** START OF GIVEN MATERIAL **
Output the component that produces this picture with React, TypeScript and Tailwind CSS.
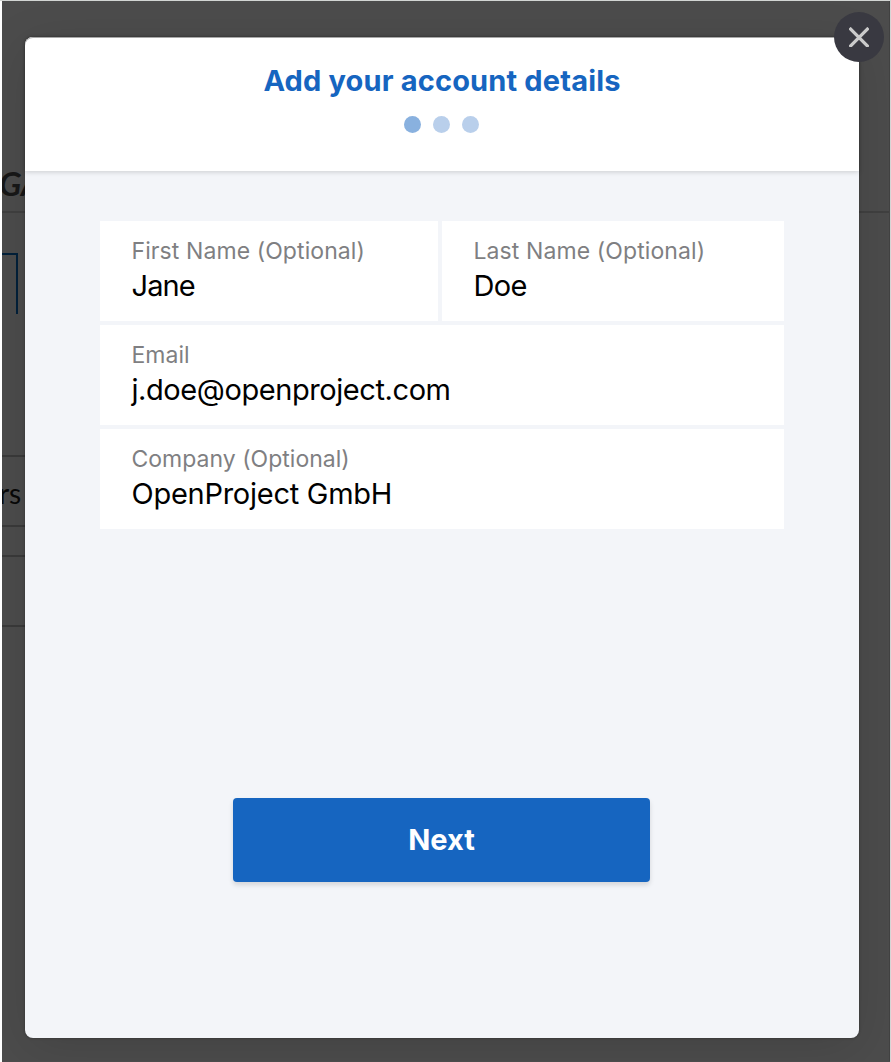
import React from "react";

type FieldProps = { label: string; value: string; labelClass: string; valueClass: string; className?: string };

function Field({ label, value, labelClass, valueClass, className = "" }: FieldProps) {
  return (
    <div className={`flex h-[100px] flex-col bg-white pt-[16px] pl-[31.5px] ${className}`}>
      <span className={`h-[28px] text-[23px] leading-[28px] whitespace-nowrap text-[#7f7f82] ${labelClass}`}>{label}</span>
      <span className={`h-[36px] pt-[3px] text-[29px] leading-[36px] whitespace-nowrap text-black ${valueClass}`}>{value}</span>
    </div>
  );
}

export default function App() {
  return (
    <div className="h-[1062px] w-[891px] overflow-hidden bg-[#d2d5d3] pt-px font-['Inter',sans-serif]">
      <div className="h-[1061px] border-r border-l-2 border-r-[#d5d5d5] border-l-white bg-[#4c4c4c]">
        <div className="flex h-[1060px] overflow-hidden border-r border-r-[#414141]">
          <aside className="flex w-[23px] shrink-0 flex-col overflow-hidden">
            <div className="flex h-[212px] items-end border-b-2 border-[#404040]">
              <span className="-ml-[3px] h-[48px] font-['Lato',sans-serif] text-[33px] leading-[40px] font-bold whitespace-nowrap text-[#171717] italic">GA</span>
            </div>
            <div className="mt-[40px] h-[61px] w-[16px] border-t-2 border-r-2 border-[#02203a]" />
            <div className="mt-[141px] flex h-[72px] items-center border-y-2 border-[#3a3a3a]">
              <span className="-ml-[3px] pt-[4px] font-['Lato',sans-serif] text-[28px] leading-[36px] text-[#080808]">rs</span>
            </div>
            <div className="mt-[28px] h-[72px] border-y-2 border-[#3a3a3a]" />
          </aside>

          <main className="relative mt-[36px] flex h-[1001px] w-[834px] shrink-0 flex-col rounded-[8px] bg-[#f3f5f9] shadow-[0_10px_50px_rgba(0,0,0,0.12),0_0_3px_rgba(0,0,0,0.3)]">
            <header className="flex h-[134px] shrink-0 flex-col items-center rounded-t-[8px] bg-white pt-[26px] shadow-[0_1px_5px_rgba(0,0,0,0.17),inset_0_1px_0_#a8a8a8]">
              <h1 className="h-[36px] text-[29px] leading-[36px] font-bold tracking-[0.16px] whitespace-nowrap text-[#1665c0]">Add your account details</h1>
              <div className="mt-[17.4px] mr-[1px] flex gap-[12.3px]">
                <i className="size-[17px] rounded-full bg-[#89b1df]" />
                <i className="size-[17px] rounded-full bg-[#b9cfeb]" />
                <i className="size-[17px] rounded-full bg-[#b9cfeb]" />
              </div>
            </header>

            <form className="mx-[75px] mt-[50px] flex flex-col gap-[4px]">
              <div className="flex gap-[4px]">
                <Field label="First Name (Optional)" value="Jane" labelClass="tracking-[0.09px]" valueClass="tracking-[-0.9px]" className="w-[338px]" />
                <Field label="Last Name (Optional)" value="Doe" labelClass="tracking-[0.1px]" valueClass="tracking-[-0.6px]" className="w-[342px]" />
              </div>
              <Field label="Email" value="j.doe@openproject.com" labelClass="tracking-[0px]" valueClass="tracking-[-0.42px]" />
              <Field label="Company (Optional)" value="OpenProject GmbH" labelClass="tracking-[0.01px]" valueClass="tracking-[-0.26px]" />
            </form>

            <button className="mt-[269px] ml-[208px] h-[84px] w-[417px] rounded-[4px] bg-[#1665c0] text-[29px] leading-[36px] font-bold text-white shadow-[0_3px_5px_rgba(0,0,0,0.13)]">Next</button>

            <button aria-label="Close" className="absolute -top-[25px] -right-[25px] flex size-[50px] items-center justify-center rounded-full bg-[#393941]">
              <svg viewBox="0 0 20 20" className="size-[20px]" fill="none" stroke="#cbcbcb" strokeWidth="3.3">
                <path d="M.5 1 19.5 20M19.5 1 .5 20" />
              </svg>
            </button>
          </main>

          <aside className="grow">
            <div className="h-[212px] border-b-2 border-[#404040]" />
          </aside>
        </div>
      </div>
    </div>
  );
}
** END OF GIVEN MATERIAL **
### YOUR TASK
Please reproduce the listing exactly from its opening line through the line that contains "string; value: string;", both included, with all pictures omitted.

### WRITTEN RESPONSE
Output the component that produces this picture with React, TypeScript and Tailwind CSS.
import React from "react";

type FieldProps = { label: string; value: string; labelClass: string; valueClass: string; className?: string };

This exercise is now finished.